Bates’ Africana program offers five plays during Black History Month that use historical events as a springboard to explore white oppression and black resistance.
Four were written by Lecturer in Theater Clifford Odle, who also teaches in the college’s Africana program. Each is based on actual incidents involving African American slaves in 18th-century New England. The fifth play, Janice Liddell’s Who Will Sing for Lena?, will be performed by Jes Washington ’13.
Noon, Feb. 6, Commons Fireplace Lounge
Part I: Blood in the Revolution — “According to Mark”

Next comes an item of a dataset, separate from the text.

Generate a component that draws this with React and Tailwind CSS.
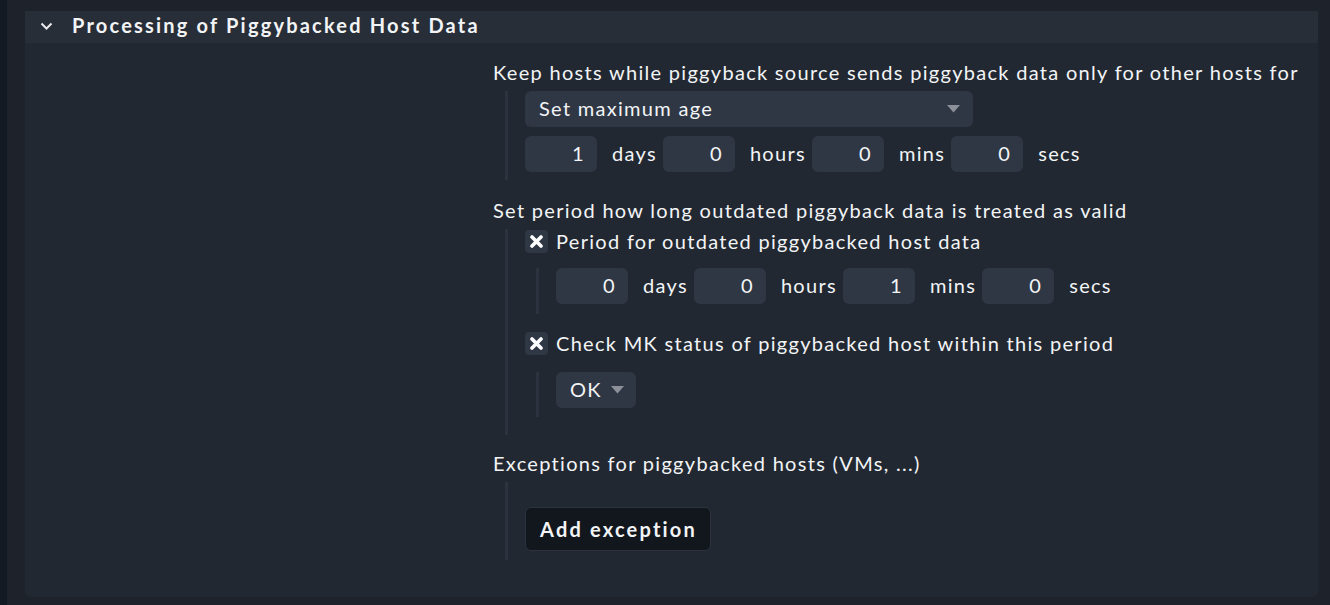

Part of the larger work Blood in the Revolution, this 10-minute play reading was first in a series of four plays by Lecturer in Theater Cliff Odle marking Black History Month at Bates. The title character “was a slave who could read and was looking for a way to free himself from an oppressive master,” says Odle. “And he felt the Bible provided a path to murdering him as long as he didn’t spill blood.”
Noon, Feb. 10, Fireplace Lounge, Commons
Part II: Blood in the Revolution — “Witness to a Massacre”
This 10-minute play reading deals with an educated slave named Andrew who was an important witness to the Boston Massacre, the 1770 killing of several colonists by British troops.
Who Will Sing for Lena?
Jessica Washington ’13 returns to Bates to perform Janice Liddell’s one-woman show, Who Will Sing for Lena?
The play is about Lena Mae Baker, a domestic worker from Georgia who shot and killed her white employer in 1944 in self-defense and became the first and only woman executed in Georgia’s electric chair.
Noon, Feb. 14, Fireplace Lounge, Commons
Part III: Blood in the Revolution — “A Suit Made of Freedom”
This 10-minute play reading focuses on a woman named Mum Bett, aka Elizabeth Freeman, who successfully won her freedom from slavery in a 1780 court case in Massachusetts.
5pm, Feb. 27, Gannett Theater, 103 Pettigrew Hall
A Deerfield Homecoming
This 90-minute play combines and fictionalizes two separate historical episodes that took place in Deerfield, Mass. One involves Eunice Williams, an English colonist who was kidnapped by the French and the Mohawks as a child and became assimilated into Mohawk society. The other is about Lucy Terry, a slave whose ballad poem “Bars Fight” is considered the oldest known literary work by an African American.